There are also various process routes to realize this connection. These include preforms, films, printing of pastes, pre-amplified sintered paste, dispensing and jetting.


We help you select a suitable material for your product and develop the process together with your engineers.

Slotnozzle Cu Sintering Paste Dispensing

Large-area sintering

Large-area sintering refers to the bonding of substrates or printed circuit boards to heat sinks or base plates. The surfaces are usually significantly larger than 100mm2. The motivation for choosing a sintered connection is the significantly higher thermal conductivity, temperature capability and thermal shock resistance compared to soldering.

However, the connections are very complex to produce. Due to the curvature of the components, printed layer thicknesses of 200…500µm are necessary to obtain a continuous sintered layer. In addition, the requirements for base plate and cooler surfaces are significantly higher than for soldering. While the solder can compensate for unevenness in the liquid phase, the surface quality must be very closely tolerated during sintering.

In recent years, several process routes have been established for large-area sintering. These include:


  • The wet sintering process, in which the substrate or printed circuit board is placed in the wet paste and only then dried and sintered
  • The dry sintering process, in which the paste is first pre-dried and then the component is placed in the paste using a tacking agent
  • Hybrid solutions with pre-drying, placement and final drying step before sintering


We support you in the selection and specification of materials, process development and train your employees in all common process routes.

Pressureless sintering

Pressureless sintering has established itself primarily for small components. These include LEDs with a size of <3x3mm, SMD components or pressureless clip sintering.

There are now various pressureless sintering pastes with silver and copper particles, as well as hybrids filled with epoxy resin or other polymers. The appropriate technology is used depending on the application, lifetime requirements and cost pressure.
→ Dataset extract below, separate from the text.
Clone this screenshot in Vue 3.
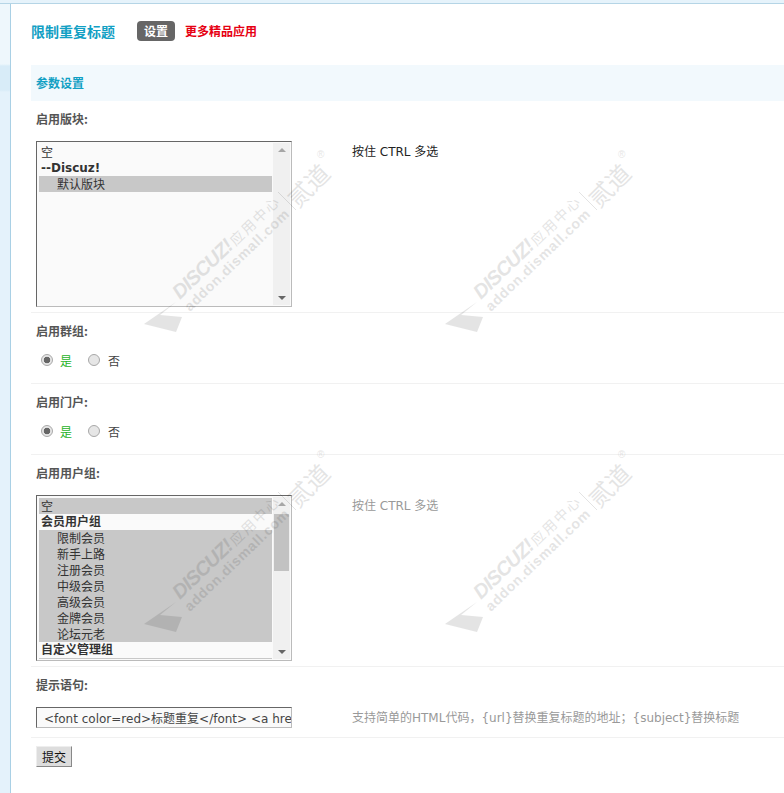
<template>
  <div class="page">
    <div class="topbar"></div>
    <div class="wrap">
      <aside class="side"></aside>
      <main class="main">
        <div class="head">
          <h1 class="title">限制重复标题</h1>
          <a class="badge">设置</a>
          <a class="more">更多精品应用</a>
        </div>

        <h2 class="section">参数设置</h2>

        <div class="label">启用版块:</div>
        <div class="row">
          <div class="listbox">
            <div class="options">
              <div class="opt">空</div>
              <div class="opt group">--Discuz!</div>
              <div class="opt sub sel">默认版块</div>
            </div>
            <div class="scroll">
              <span class="arrow up"></span>
              <span class="arrow down"></span>
            </div>
          </div>
          <div class="tip dark">按住 CTRL 多选</div>
        </div>

        <div class="label">启用群组:</div>
        <div class="row radios">
          <span class="radio on"></span><span class="yes">是</span>
          <span class="radio"></span><span class="no">否</span>
        </div>

        <div class="label">启用门户:</div>
        <div class="row radios">
          <span class="radio on"></span><span class="yes">是</span>
          <span class="radio"></span><span class="no">否</span>
        </div>

        <div class="label">启用用户组:</div>
        <div class="row">
          <div class="listbox">
            <div class="options">
              <div
                v-for="item in groups"
                :key="item.name"
                class="opt"
                :class="{ group: item.group, sub: !item.group, sel: item.sel }"
              >{{ item.name }}</div>
              <div class="cut"></div>
            </div>
            <div class="scroll">
              <span class="arrow up"></span>
              <span class="thumb"></span>
              <span class="arrow down"></span>
            </div>
          </div>
          <div class="tip">按住 CTRL 多选</div>
        </div>

        <div class="label">提示语句:</div>
        <div class="row short">
          <input class="textbox" readonly value='&lt;font color=red&gt;标题重复&lt;/font&gt; &lt;a href="{url}"&gt;' />
          <div class="tip">支持简单的HTML代码，{url}替换重复标题的地址；{subject}替换标题</div>
        </div>

        <button class="submit" type="button">提交</button>
      </main>
    </div>

    <!-- watermarks lie over the form -->
    <svg
      v-for="mark in marks"
      :key="mark.id"
      class="mark"
      :style="{ left: mark.x + 'px', top: mark.y + 'px' }"
      width="204"
      height="190"
      viewBox="0 0 204 190"
    >
      <path d="M1 176 L33 154 L17 167 L39 169 L33 184 Z" fill="#000" />
      <g transform="translate(37 152) rotate(-44)">
        <text class="m-big" textLength="76">DISCUZ!</text>
        <text class="m-cn" x="77" textLength="62">应用中心</text>
      </g>
      <text class="m-url" transform="translate(47 164) rotate(-44)" textLength="139">addon.dismall.com</text>
      <path d="M135 44 L153 62" stroke="#000" stroke-width="1" />
      <text class="m-logo" transform="translate(155 61) rotate(-45)">贰道</text>
      <text class="m-reg" x="174" y="10">®</text>
    </svg>
  </div>
</template>

<script setup>
const groups = [
  { name: '空', group: false, sel: true },
  { name: '会员用户组', group: true },
  { name: '限制会员', sel: true },
  { name: '新手上路', sel: true },
  { name: '注册会员', sel: true },
  { name: '中级会员', sel: true },
  { name: '高级会员', sel: true },
  { name: '金牌会员', sel: true },
  { name: '论坛元老', sel: true },
  { name: '自定义管理组', group: true },
]

const marks = [
  { id: 1, x: 143, y: 148 },
  { id: 2, x: 444, y: 148 },
  { id: 3, x: 143, y: 448 },
  { id: 4, x: 444, y: 448 },
]
</script>

<style>
html,
body {
  margin: 0;
  background: #fff;
}
</style>

<style scoped>
.page {
  position: relative;
  width: 784px;
  height: 793px;
  overflow: hidden;
  background: #fff;
  font: 12px "Noto Sans CJK SC", sans-serif;
  color: #333;
}

.topbar {
  height: 3px;
  background: #e6f3fb;
  border-bottom: 1px solid #b5d5e6;
}

.wrap {
  display: flex;
  height: 789px;
}

.side {
  width: 10px;
  flex: none;
  border-right: 1px solid #a9d0e5;
  background: linear-gradient(180deg, #eef7fc 0, #eef7fc 60px, #d8ecf8 62px, #d8ecf8 86px, #e4f2fb 88px, #e4f2fb 100%);
}

.main {
  flex: 1;
  min-width: 0;
  padding: 0 0 0 20px;
}

.head {
  box-sizing: border-box;
  display: flex;
  align-items: center;
  height: 61px;
  padding-bottom: 8px;
}

.title {
  margin: 0 22px 0 0;
  font-size: 14px;
  font-weight: 700;
  color: #12a0c4;
}

.badge {
  width: 38px;
  height: 20px;
  line-height: 20px;
  margin-right: 10px;
  border-radius: 4px;
  background: #666;
  color: #fff;
  font-weight: 700;
  text-align: center;
}

.more {
  color: #e60012;
  font-weight: 700;
}

.section {
  margin: 0;
  height: 36px;
  line-height: 36px;
  padding-left: 5px;
  background: #f2f9fd;
  font-size: 12px;
  font-weight: 700;
  color: #12a0c4;
}

.label {
  height: 18px;
  line-height: 18px;
  padding: 9px 0 0 5px;
  font-weight: 700;
  color: #555;
}

.row {
  display: flex;
  align-items: flex-start;
  margin-top: 13px;
  padding: 0 0 5px 5px;
  border-bottom: 1px solid #f1f1f1;
}

.listbox {
  display: flex;
  box-sizing: border-box;
  width: 256px;
  height: 166px;
  padding: 1px;
  border: 1px solid #bbb;
  border-top-color: #666;
  border-left-color: #666;
  background: #fafafa;
}

.options {
  position: relative;
  flex: 1;
  overflow: hidden;
  padding: 1px 1px 0;
}

.opt {
  height: 16px;
  line-height: 16px;
  padding-left: 2px;
  color: #333;
  white-space: nowrap;
}

.group {
  font-weight: 700;
  font-family: "DejaVu Sans", "Noto Sans CJK SC", sans-serif;
  font-size: 12px;
  color: #333;
}

.sub {
  padding-left: 18px;
}

.opt:first-child {
  padding-left: 2px;
}

.sel {
  background: #c8c8c8;
}

.cut {
  height: 3px;
  background: #c8c8c8;
}

.scroll {
  position: relative;
  display: flex;
  flex-direction: column;
  align-items: center;
  justify-content: space-between;
  width: 17px;
  background: #f0f0f0;
  padding: 5px 0;
  box-sizing: border-box;
}

.arrow {
  width: 0;
  height: 0;
  border-left: 4px solid transparent;
  border-right: 4px solid transparent;
}

.up {
  border-bottom: 4px solid #a6a6a6;
}

.down {
  border-top: 4px solid #666;
}

.thumb {
  position: absolute;
  top: 17px;
  left: 1px;
  width: 15px;
  height: 57px;
  background: #c2c2c2;
}

.tip {
  margin: 3px 0 0 60px;
  color: #999;
  line-height: 16px;
  font-family: "DejaVu Sans", "Noto Sans CJK SC", sans-serif;
}

.tip.dark {
  color: #222;
}

.radios {
  align-items: center;
  height: 18px;
  margin-top: 11px;
  padding: 0 0 14px 10px;
}

.radio {
  box-sizing: border-box;
  width: 12px;
  height: 12px;
  border: 1px solid #a8a8a8;
  border-radius: 50%;
  background: #e6e6e6;
}

.radio.on {
  background: radial-gradient(circle, #666 0, #666 3px, #e6e6e6 3.6px);
}

.yes {
  margin: 0 16px 0 7px;
  color: #1fb31f;
}

.no {
  margin-left: 8px;
  color: #444;
}

.short {
  padding-bottom: 9px;
}

.textbox {
  box-sizing: border-box;
  width: 256px;
  height: 21px;
  padding: 0 0 0 7px;
  border: 1px solid #bbb;
  border-top-color: #666;
  border-left-color: #666;
  border-radius: 0;
  outline: none;
  background: #fafafa;
  font: 12px "DejaVu Sans", "Noto Sans CJK SC", sans-serif;
  color: #444;
}

.submit {
  display: block;
  box-sizing: border-box;
  width: 36px;
  height: 21px;
  margin: 8px 0 0 5px;
  padding: 0;
  border: 1px solid #888;
  border-top-color: #eee;
  border-left-color: #eee;
  background: #ddd;
  font: 12px "Noto Sans CJK SC", sans-serif;
  color: #111;
}

.mark {
  position: absolute;
  opacity: 0.1;
  pointer-events: none;
}

.m-big {
  font: italic 700 20px "Liberation Sans", sans-serif;
}

.m-cn {
  font: 14px "Noto Sans CJK SC", sans-serif;
}

.m-url {
  font: 700 14px "Liberation Sans", sans-serif;
}

.m-logo {
  font: 24px "Noto Sans CJK SC", sans-serif;
}

.m-reg {
  font: 10px "Liberation Sans", sans-serif;
}
</style>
Pre-processes are of crucial importance in pressureless sintering. These include dispensing or printing the paste, as well as the precise placement of the components. Normally, the paste is not pre-dried, but will be dried during the sintering process or its profile. For this reason, it is extremely important that the pick&place machine can place the components precisely in the Z-direction. This ensures that the component is not too deep in the paste, but is completely wetted.


We support you in estimating costs and process times, selecting materials and process development in the form of on-site training and assignments.

History of silver sintering

Originally published by Schwarzbauer 1989, metallic silver sintering has proven to be a much more reliable alternative to soft soldering in power electronics in recent years. In addition to numerous dissertations, a number of industrial companies have also looked into the subject and are using the process in series production.

Metallic silver sintering is a solid phase sintering process. Particles are present in paste form together with encapsulating and dispersing agents as well as organic binders. The paste is applied to the substrate by stencil or screen printing or by dispensing and then dried. The chip is then loaded and bonded to the substrate by the silver particles in one to two minutes at pressures of up to 50 MPa and temperatures of 200 °C to 300 °C.

As the sintering reaction takes place well below the melting temperature, the process is also referred to as low-temperature joining technology (LTJT). In most cases, LTJT requires a precious metal surface for the joining partners, whereby pastes for copper surfaces are now state of the art and copper pastes are currently making the leap into series production. Sintered joints show an order of magnitude better load cycle resistance compared to soft solders. The reason for this is the four times higher electrical and thermal conductivity as well as the five times higher yield point and the 15% lower thermal expansion of pure silver compared to SAC solders. At 962 °C, the melting point of silver is significantly higher than that of soft solder alloys. This makes the material ideal for high-temperature applications.